URL canonicalization

Managing duplicate content and localized versions is one of the most complex and significant challenges for SEOs. To ensure users receive relevant, high-quality results, Google uses advanced processes to identify, group, and select the best pages to display in search results. Two key concepts in this area are clustering and URL canonicalization.

Understanding how these processes work is essential to avoiding indexing issues, improving your site’s visibility, and providing an optimal user experience, especially when managing multilingual sites or multiple versions of the same page. In this article, we will explore the differences between clustering and canonicalization, the signals that guide Google’s decisions, localization management, common errors, and best practices for proper implementation.

Clustering: how Google groups duplicate content

Clustering is the first step Google takes to manage duplicate content. In this phase, the search engine analyzes all the pages on a site (and across different sites) and attempts to group together those it deems to be the same or very similar. The result is the creation of “clusters” of pages that, from Google’s perspective, represent the same content.

It is important to note that Google doesn’t only create clusters between “perfect” duplicates: it can also group together near-duplicate pages, meaning they’re very similar to each other, for example, because they differ only in tracking parameters, filters/faceted navigation, pagination, template-generated variations, or small content changes. For example, URLs like ?utm_source=…, ?gclid=…, ?sort=price_asc, or ?color=red can generate many variations of the same page that Google tends to consider very similar. In these cases, seemingly “different” URLs can end up in the same cluster.

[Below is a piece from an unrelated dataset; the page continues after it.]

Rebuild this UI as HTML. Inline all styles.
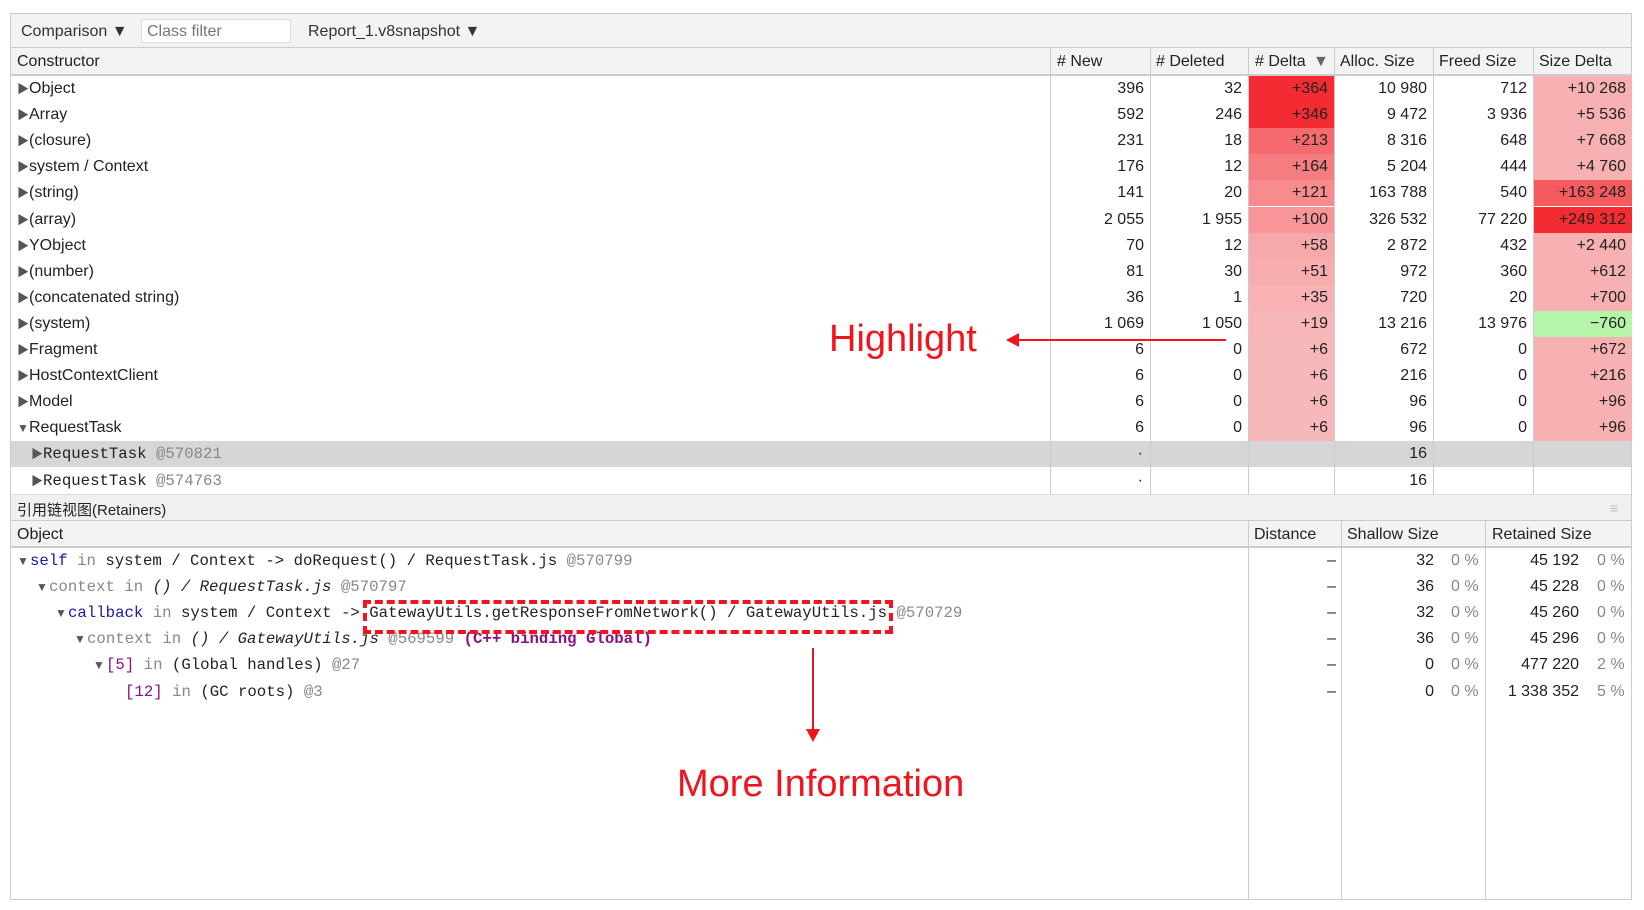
<!DOCTYPE html>
<html><head><meta charset="utf-8"><style>
*{box-sizing:border-box;margin:0;padding:0}
body{width:1644px;height:910px;background:#fff;position:relative;overflow:hidden;font-family:"Liberation Sans","Noto Sans CJK SC",sans-serif;font-size:16px;color:#222}
.abs{position:absolute;white-space:nowrap}
.frame{left:10px;top:13px;width:1622px;height:887px;border:1px solid #ccc;background:#fff}
.tb{left:11px;top:14px;width:1620px;height:34px;background:#f3f3f3;border-bottom:1px solid #ccc}
.hdr{background:#f3f3f3;border-bottom:2px solid #ccc}
.vl{position:absolute;width:1px;background:#ccc}
.row{position:absolute;left:11px;width:1620px;height:26px;line-height:26px}
.c{position:absolute;top:0;height:26px;text-align:right;padding-right:6px;white-space:nowrap}
.mono{font-family:"Liberation Mono",monospace;font-size:15.7px}
.g{color:#888}
.b{color:#1a1aa6}
.p{color:#881280}
.red{color:#f0141e}
</style></head><body>
<div class="abs frame"></div>
<div class="abs tb">
 <span class="abs" style="left:10px;top:9px;color:#333">Comparison ▼</span>
 <div class="abs" style="left:130px;top:5px;width:150px;height:24px;background:#fff;border:1px solid #ddd;color:#777;padding:3px 5px">Class filter</div>
 <span class="abs" style="left:297px;top:9px;color:#333">Report_1.v8snapshot ▼</span>
</div>
<div class="abs hdr" style="left:11px;top:48px;width:1620px;height:28px"></div>
<div class="abs" style="left:17px;top:53px">Constructor</div>
<div class="abs" style="left:1057px;top:53px"># New</div>
<div class="abs" style="left:1156px;top:53px"># Deleted</div>
<div class="abs" style="left:1255px;top:53px"># Delta</div>
<div class="abs" style="left:1313px;top:53px;color:#666">▼</div>
<div class="abs" style="left:1340px;top:53px">Alloc. Size</div>
<div class="abs" style="left:1439px;top:53px">Freed Size</div>
<div class="abs" style="left:1539px;top:53px">Size Delta</div>
<div id="rows"></div>
<div class="vl" style="left:1050px;top:48px;height:446px"></div>
<div class="vl" style="left:1150px;top:48px;height:446px"></div>
<div class="vl" style="left:1248px;top:48px;height:446px"></div>
<div class="vl" style="left:1334px;top:48px;height:446px"></div>
<div class="vl" style="left:1433px;top:48px;height:446px"></div>
<div class="vl" style="left:1533px;top:48px;height:446px"></div>

<div class="abs" style="left:11px;top:494px;width:1620px;height:27px;background:#f0f0f0;border-bottom:1px solid #ccc;border-top:1px solid #ddd"></div>
<div class="abs" style="left:17px;top:499px;font-size:15px">引用链视图(Retainers)</div>
<div class="abs" style="left:1610px;top:500px;color:#bbb;font-size:14px">≡</div>
<div class="abs hdr" style="left:11px;top:521px;width:1620px;height:27px"></div>
<div class="abs" style="left:17px;top:526px">Object</div>
<div class="abs" style="left:1254px;top:526px">Distance</div>
<div class="abs" style="left:1347px;top:526px">Shallow Size</div>
<div class="abs" style="left:1492px;top:526px">Retained Size</div>
<div class="vl" style="left:1248px;top:521px;height:378px"></div>
<div class="vl" style="left:1341px;top:521px;height:378px"></div>
<div class="vl" style="left:1485px;top:521px;height:378px"></div>
<div id="ret"></div>

<div class="abs red" style="left:829px;top:318px;font-size:38px">Highlight</div>
<div class="abs" style="left:1016px;top:339px;width:210px;height:2px;background:#f0141e"></div>
<div class="abs" style="left:1006px;top:333px;width:0;height:0;border-top:7px solid transparent;border-bottom:7px solid transparent;border-right:13px solid #f0141e"></div>
<div class="abs" style="left:363px;top:600px;width:530px;height:34px;border:4px dashed #f0141e"></div>
<div class="abs" style="left:812px;top:648px;width:2px;height:84px;background:#f0141e"></div>
<div class="abs" style="left:806px;top:729px;width:0;height:0;border-left:7px solid transparent;border-right:7px solid transparent;border-top:13px solid #f0141e"></div>
<div class="abs red" style="left:677px;top:763px;font-size:38px">More Information</div>

<script>
var d=[["Object","396","32","+364","10 980","712","+10 268","#f52b33","#f7b1b2"],
["Array","592","246","+346","9 472","3 936","+5 536","#f52b33","#f7b1b2"],
["(closure)","231","18","+213","8 316","648","+7 668","#f56a6e","#f7b1b2"],
["system / Context","176","12","+164","5 204","444","+4 760","#f57c80","#f7b1b2"],
["(string)","141","20","+121","163 788","540","+163 248","#f78b8e","#f55a5e"],
["(array)","2 055","1 955","+100","326 532","77 220","+249 312","#f79599","#f52b33"],
["YObject","70","12","+58","2 872","432","+2 440","#f7a8aa","#f7b1b2"],
["(number)","81","30","+51","972","360","+612","#f7acae","#f7b1b2"],
["(concatenated string)","36","1","+35","720","20","+700","#f8b2b4","#f7b1b2"],
["(system)","1 069","1 050","+19","13 216","13 976","\u2212760","#f7b6b8","#b5f5a9"],
["Fragment","6","0","+6","672","0","+672","#f7b8ba","#f7b1b2"],
["HostContextClient","6","0","+6","216","0","+216","#f7b8ba","#f7b1b2"],
["Model","6","0","+6","96","0","+96","#f7b8ba","#f7b1b2"],
["RequestTask","6","0","+6","96","0","+96","#f7b8ba","#f7b1b2"]];
var h="";
d.forEach(function(r,i){var y=76+i*26.1;
h+='<div class="row" style="top:'+y+'px"><span class="abs" style="left:6px;font-size:12px;color:#555">'+(i==13?'▼':'▶')+'</span><span class="abs" style="left:18px">'+r[0]+'</span>';
for(var k=0;k<6;k++){
var bg=k==2?r[7]:(k==5?r[8]:'transparent');
var l=[1050,1150,1248,1334,1433,1533][k]-11,w=[100,98,86,99,100,99][k];
h+='<div class="c" style="left:'+(l+1)+'px;width:'+(w-1)+'px;background:'+bg+'">'+r[k+1]+'</div>';}
h+='</div>';});
[["570821",1],["574763",0]].forEach(function(r,j){var y=76+(14+j)*26.1;
h+='<div class="row" style="top:'+y+'px;background:'+(r[1]?'#d6d6d6':'#fff')+'"><span class="abs" style="left:20px;font-size:12px;color:#555">▶</span><span class="abs mono" style="left:32px">RequestTask <span class="g">@'+r[0]+'</span></span><div class="c" style="left:1040px;width:98px">·</div><div class="c" style="left:1324px;width:98px">16</div></div>';});
document.getElementById('rows').innerHTML=h;
var R=[[0,'▼','<span class="b">self</span> <span class="g">in</span> system / Context -&gt; doRequest() / RequestTask.js <span class="g">@570799</span>','32','0 %','45 192','0 %'],
[1,'▼','<span class="g">context</span> <span class="g">in</span> <i>() / RequestTask.js</i> <span class="g">@570797</span>','36','0 %','45 228','0 %'],
[2,'▼','<span class="b">callback</span> <span class="g">in</span> system / Context -&gt; GatewayUtils.getResponseFromNetwork() / GatewayUtils.js <span class="g">@570729</span>','32','0 %','45 260','0 %'],
[3,'▼','<span class="g">context</span> <span class="g">in</span> <i>() / GatewayUtils.js</i> <span class="g">@569599</span> <b class="p">(C++ binding Global)</b>','36','0 %','45 296','0 %'],
[4,'▼','<span class="p">[5]</span> <span class="g">in</span> (Global handles) <span class="g">@27</span>','0','0 %','477 220','2 %'],
[5,'','<span class="p">[12]</span> <span class="g">in</span> (GC roots) <span class="g">@3</span>','0','0 %','1 338 352','5 %']];
var g="";
R.forEach(function(r,i){var y=548+i*26.1;
g+='<div class="row" style="top:'+y+'px"><span class="abs" style="left:'+(6+r[0]*19)+'px;font-size:12px;color:#555">'+r[1]+'</span><span class="abs mono" style="left:'+(19+r[0]*19)+'px;white-space:pre">'+r[2]+'</span>'+
'<div class="c" style="left:1238px;width:93px">\u2013</div>'+
'<div class="c" style="left:1331px;width:98px">'+r[3]+'</div><div class="abs g" style="left:1440px">'+r[4]+'</div>'+
'<div class="c" style="left:1475px;width:99px">'+r[5]+'</div><div class="abs g" style="left:1586px">'+r[6]+'</div></div>';});
document.getElementById('ret').innerHTML=g;
</script>
</body></html>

Not all duplicates arise the same way: some are “technical” (the same page can be reached from multiple URLs, often via parameters, slashes, www, or tracking), others are “content-related” (separate but very similar pages, for example, due to nearly identical templates and/or minor text variations). Distinguishing between the two cases helps determine the correct solution (redirect/canonical vs. content/structure revision).

Very often, problems attributed to canonicalization are actually consequences of clustering. For example, if two pages with different content end up in the same cluster because Google perceives them as too similar, the system may select the “wrong” page as the canonical, reducing the visibility of unique content.

Practical examples of incorrect clustering:

  • Printable and web versions of the same page end up in the same cluster.
  • Product pages with small variations (e.g., color or size) are considered duplicates.
  • Pages localized in different languages ​​but with nearly identical content are not sufficiently differentiated.

To avoid clustering errors, it is essential to clearly differentiate content and use specific signals (as we will see in the sections on canonical, hreflang, and signal consistency) to help Google understand the real differences between pages.

URL Canonicalization: selecting the best page

URL canonicalization is the process by which Google, once it has created a cluster of similar pages, chooses which of them should be considered the “master” (or canonical) version to display in search results. This process is essential to prevent duplicate content from competing with each other or diluting a site’s authority.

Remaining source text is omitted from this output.